DO THIS: Omit any picture, and return the remaining data exactly as written.

DATASET EXCERPT:

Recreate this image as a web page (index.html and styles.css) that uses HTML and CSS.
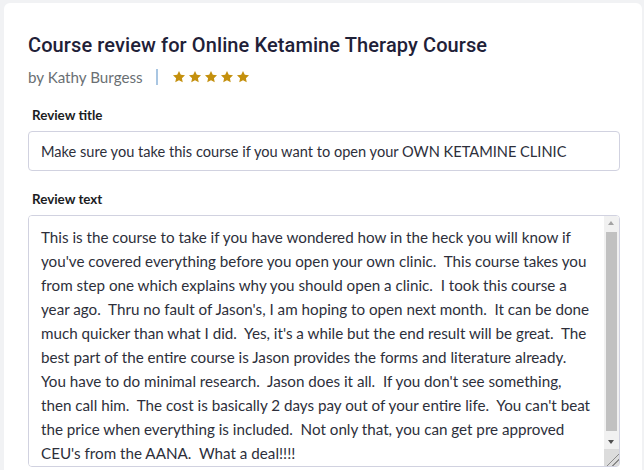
FILE: index.html
```html
<!DOCTYPE html>
<html lang="en">
<head>
  <meta charset="UTF-8">
  <title>Course review</title>
  <link rel="stylesheet" href="styles.css">
</head>
<body>
  <div class="review-card">
    <h2 class="review-heading">Course review for Online Ketamine Therapy Course</h2>
    <div class="review-meta">
      <span class="review-author">by Kathy Burgess</span>
      <span class="review-sep"></span>
      <span class="review-stars" aria-label="5 stars">
        <svg viewBox="0 0 24 24"><path d="M12 1.5l3.1 6.6 7.2.9-5.3 5 1.4 7.2L12 17.7l-6.4 3.5L7 14l-5.3-5 7.2-.9z"/></svg>
        <svg viewBox="0 0 24 24"><path d="M12 1.5l3.1 6.6 7.2.9-5.3 5 1.4 7.2L12 17.7l-6.4 3.5L7 14l-5.3-5 7.2-.9z"/></svg>
        <svg viewBox="0 0 24 24"><path d="M12 1.5l3.1 6.6 7.2.9-5.3 5 1.4 7.2L12 17.7l-6.4 3.5L7 14l-5.3-5 7.2-.9z"/></svg>
        <svg viewBox="0 0 24 24"><path d="M12 1.5l3.1 6.6 7.2.9-5.3 5 1.4 7.2L12 17.7l-6.4 3.5L7 14l-5.3-5 7.2-.9z"/></svg>
        <svg viewBox="0 0 24 24"><path d="M12 1.5l3.1 6.6 7.2.9-5.3 5 1.4 7.2L12 17.7l-6.4 3.5L7 14l-5.3-5 7.2-.9z"/></svg>
      </span>
    </div>

    <label class="field-label" for="reviewTitle">Review title</label>
    <input class="field-input" id="reviewTitle" type="text" value="Make sure you take this course if you want to open your OWN KETAMINE CLINIC">

    <label class="field-label" for="reviewText">Review text</label>
    <div class="textarea-wrap">
      <textarea class="field-textarea" id="reviewText">This is the course to take if you have wondered how in the heck you will know if
you've covered everything before you open your own clinic.  This course takes you
from step one which explains why you should open a clinic.  I took this course a
year ago.  Thru no fault of Jason's, I am hoping to open next month.  It can be done
much quicker than what I did.  Yes, it's a while but the end result will be great.  The
best part of the entire course is Jason provides the forms and literature already.
You have to do minimal research.  Jason does it all.  If you don't see something,
then call him.  The cost is basically 2 days pay out of your entire life.  You can't beat
the price when everything is included.  Not only that, you can get pre approved
CEU's from the AANA.  What a deal!!!!</textarea>
      <!-- scrollbar drawn by hand, headless shows none -->
      <div class="fake-scrollbar">
        <span class="sb-btn sb-up"></span>
        <span class="sb-track"><span class="sb-thumb"></span></span>
        <span class="sb-btn sb-down"></span>
        <span class="sb-corner"></span>
      </div>
    </div>
  </div>
</body>
</html>
```

FILE: styles.css
```css
html, body {
  overflow: hidden;
}
body {
  margin: 0;
  padding: 3px 2px 0 4px;
  background: #f1f2f4;
  font-family: Lato, 'Liberation Sans', sans-serif;
  color: #2d2f3b;
}
.review-card {
  background: #fff;
  border-radius: 6px;
  padding: 29px 22px 0 24px;
  height: 480px;
  box-sizing: border-box;
}
.review-heading {
  margin: 0;
  font-family: Roboto, sans-serif;
  font-weight: 500;
  font-size: 20px;
  line-height: 26px;
  color: #1f2138;
  letter-spacing: 0.1px;
}
.review-meta {
  display: flex;
  align-items: center;
  margin-top: 9px;
  height: 20px;
}
.review-author {
  font-size: 15.2px;
  color: #6a6f73;
}
.review-sep {
  width: 2px;
  height: 16px;
  background: #a9c6e2;
  margin: 0 14px 0 13px;
}
.review-stars {
  display: flex;
  gap: 2px;
}
.review-stars svg {
  width: 14px;
  height: 14px;
  fill: #c4900e;
}
.field-label {
  display: block;
  margin: 20px 0 8px 4px;
  font-size: 13.4px;
  font-weight: 700;
  color: #1c1d1f;
}
.field-input, .field-textarea {
  display: block;
  width: 100%;
  box-sizing: border-box;
  border: 1px solid #d1d2e0;
  border-radius: 4px;
  font-family: inherit;
  color: #2d2f3b;
  background: #fff;
  outline: none;
}
.field-input {
  height: 40px;
  padding: 0 12px;
  font-size: 14.6px;
}
.textarea-wrap {
  position: relative;
}
.field-textarea {
  height: 252px;
  padding: 9px 20px 9px 12px;
  font-size: 15.2px;
  line-height: 24px;
  resize: none;
  overflow-y: scroll;
  scrollbar-width: none;
  white-space: pre;
}
.fake-scrollbar {
  position: absolute;
  top: 1px;
  right: 1px;
  bottom: 1px;
  width: 15px;
  display: flex;
  flex-direction: column;
  background: #f1f1f1;
  border-top-right-radius: 3px;
  border-bottom-right-radius: 3px;
}
.sb-btn {
  height: 15px;
  position: relative;
}
.sb-btn::after {
  content: '';
  position: absolute;
  left: 4px;
  border-left: 3.5px solid transparent;
  border-right: 3.5px solid transparent;
}
.sb-up::after {
  top: 5px;
  border-bottom: 4px solid #a3a3a3;
}
.sb-down::after {
  top: 6px;
  border-top: 4px solid #505050;
}
.sb-track {
  flex: 1;
  padding: 1px 2px 3px;
  display: flex;
}
.sb-thumb {
  flex: 1;
  background: #c1c1c1;
}
.sb-corner {
  height: 17px;
  background: #dcdcdc linear-gradient(135deg, transparent 60%, #8a8a8a 60%, #8a8a8a 64%, transparent 64%, transparent 78%, #8a8a8a 78%, #8a8a8a 82%, transparent 82%);
}
```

FINISHED ANSWER:
Recreate this image as a web page (index.html and styles.css) that uses HTML and CSS.
FILE: index.html
```html
<!DOCTYPE html>
<html lang="en">
<head>
  <meta charset="UTF-8">
  <title>Course review</title>
  <link rel="stylesheet" href="styles.css">
</head>
<body>
  <div class="review-card">
    <h2 class="review-heading">Course review for Online Ketamine Therapy Course</h2>
    <div class="review-meta">
      <span class="review-author">by Kathy Burgess</span>
      <span class="review-sep"></span>
      <span class="review-stars" aria-label="5 stars">
        <svg viewBox="0 0 24 24"><path d="M12 1.5l3.1 6.6 7.2.9-5.3 5 1.4 7.2L12 17.7l-6.4 3.5L7 14l-5.3-5 7.2-.9z"/></svg>
        <svg viewBox="0 0 24 24"><path d="M12 1.5l3.1 6.6 7.2.9-5.3 5 1.4 7.2L12 17.7l-6.4 3.5L7 14l-5.3-5 7.2-.9z"/></svg>
        <svg viewBox="0 0 24 24"><path d="M12 1.5l3.1 6.6 7.2.9-5.3 5 1.4 7.2L12 17.7l-6.4 3.5L7 14l-5.3-5 7.2-.9z"/></svg>
        <svg viewBox="0 0 24 24"><path d="M12 1.5l3.1 6.6 7.2.9-5.3 5 1.4 7.2L12 17.7l-6.4 3.5L7 14l-5.3-5 7.2-.9z"/></svg>
        <svg viewBox="0 0 24 24"><path d="M12 1.5l3.1 6.6 7.2.9-5.3 5 1.4 7.2L12 17.7l-6.4 3.5L7 14l-5.3-5 7.2-.9z"/></svg>
      </span>
    </div>

    <label class="field-label" for="reviewTitle">Review title</label>
    <input class="field-input" id="reviewTitle" type="text" value="Make sure you take this course if you want to open your OWN KETAMINE CLINIC">

    <label class="field-label" for="reviewText">Review text</label>
    <div class="textarea-wrap">
      <textarea class="field-textarea" id="reviewText">This is the course to take if you have wondered how in the heck you will know if
you've covered everything before you open your own clinic.  This course takes you
from step one which explains why you should open a clinic.  I took this course a
year ago.  Thru no fault of Jason's, I am hoping to open next month.  It can be done
much quicker than what I did.  Yes, it's a while but the end result will be great.  The
best part of the entire course is Jason provides the forms and literature already.
You have to do minimal research.  Jason does it all.  If you don't see something,
then call him.  The cost is basically 2 days pay out of your entire life.  You can't beat
the price when everything is included.  Not only that, you can get pre approved
CEU's from the AANA.  What a deal!!!!</textarea>
      <!-- scrollbar drawn by hand, headless shows none -->
      <div class="fake-scrollbar">
        <span class="sb-btn sb-up"></span>
        <span class="sb-track"><span class="sb-thumb"></span></span>
        <span class="sb-btn sb-down"></span>
        <span class="sb-corner"></span>
      </div>
    </div>
  </div>
</body>
</html>
```

FILE: styles.css
```css
html, body {
  overflow: hidden;
}
body {
  margin: 0;
  padding: 3px 2px 0 4px;
  background: #f1f2f4;
  font-family: Lato, 'Liberation Sans', sans-serif;
  color: #2d2f3b;
}
.review-card {
  background: #fff;
  border-radius: 6px;
  padding: 29px 22px 0 24px;
  height: 480px;
  box-sizing: border-box;
}
.review-heading {
  margin: 0;
  font-family: Roboto, sans-serif;
  font-weight: 500;
  font-size: 20px;
  line-height: 26px;
  color: #1f2138;
  letter-spacing: 0.1px;
}
.review-meta {
  display: flex;
  align-items: center;
  margin-top: 9px;
  height: 20px;
}
.review-author {
  font-size: 15.2px;
  color: #6a6f73;
}
.review-sep {
  width: 2px;
  height: 16px;
  background: #a9c6e2;
  margin: 0 14px 0 13px;
}
.review-stars {
  display: flex;
  gap: 2px;
}
.review-stars svg {
  width: 14px;
  height: 14px;
  fill: #c4900e;
}
.field-label {
  display: block;
  margin: 20px 0 8px 4px;
  font-size: 13.4px;
  font-weight: 700;
  color: #1c1d1f;
}
.field-input, .field-textarea {
  display: block;
  width: 100%;
  box-sizing: border-box;
  border: 1px solid #d1d2e0;
  border-radius: 4px;
  font-family: inherit;
  color: #2d2f3b;
  background: #fff;
  outline: none;
}
.field-input {
  height: 40px;
  padding: 0 12px;
  font-size: 14.6px;
}
.textarea-wrap {
  position: relative;
}
.field-textarea {
  height: 252px;
  padding: 9px 20px 9px 12px;
  font-size: 15.2px;
  line-height: 24px;
  resize: none;
  overflow-y: scroll;
  scrollbar-width: none;
  white-space: pre;
}
.fake-scrollbar {
  position: absolute;
  top: 1px;
  right: 1px;
  bottom: 1px;
  width: 15px;
  display: flex;
  flex-direction: column;
  background: #f1f1f1;
  border-top-right-radius: 3px;
  border-bottom-right-radius: 3px;
}
.sb-btn {
  height: 15px;
  position: relative;
}
.sb-btn::after {
  content: '';
  position: absolute;
  left: 4px;
  border-left: 3.5px solid transparent;
  border-right: 3.5px solid transparent;
}
.sb-up::after {
  top: 5px;
  border-bottom: 4px solid #a3a3a3;
}
.sb-down::after {
  top: 6px;
  border-top: 4px solid #505050;
}
.sb-track {
  flex: 1;
  padding: 1px 2px 3px;
  display: flex;
}
.sb-thumb {
  flex: 1;
  background: #c1c1c1;
}
.sb-corner {
  height: 17px;
  background: #dcdcdc linear-gradient(135deg, transparent 60%, #8a8a8a 60%, #8a8a8a 64%, transparent 64%, transparent 78%, #8a8a8a 78%, #8a8a8a 82%, transparent 82%);
}
```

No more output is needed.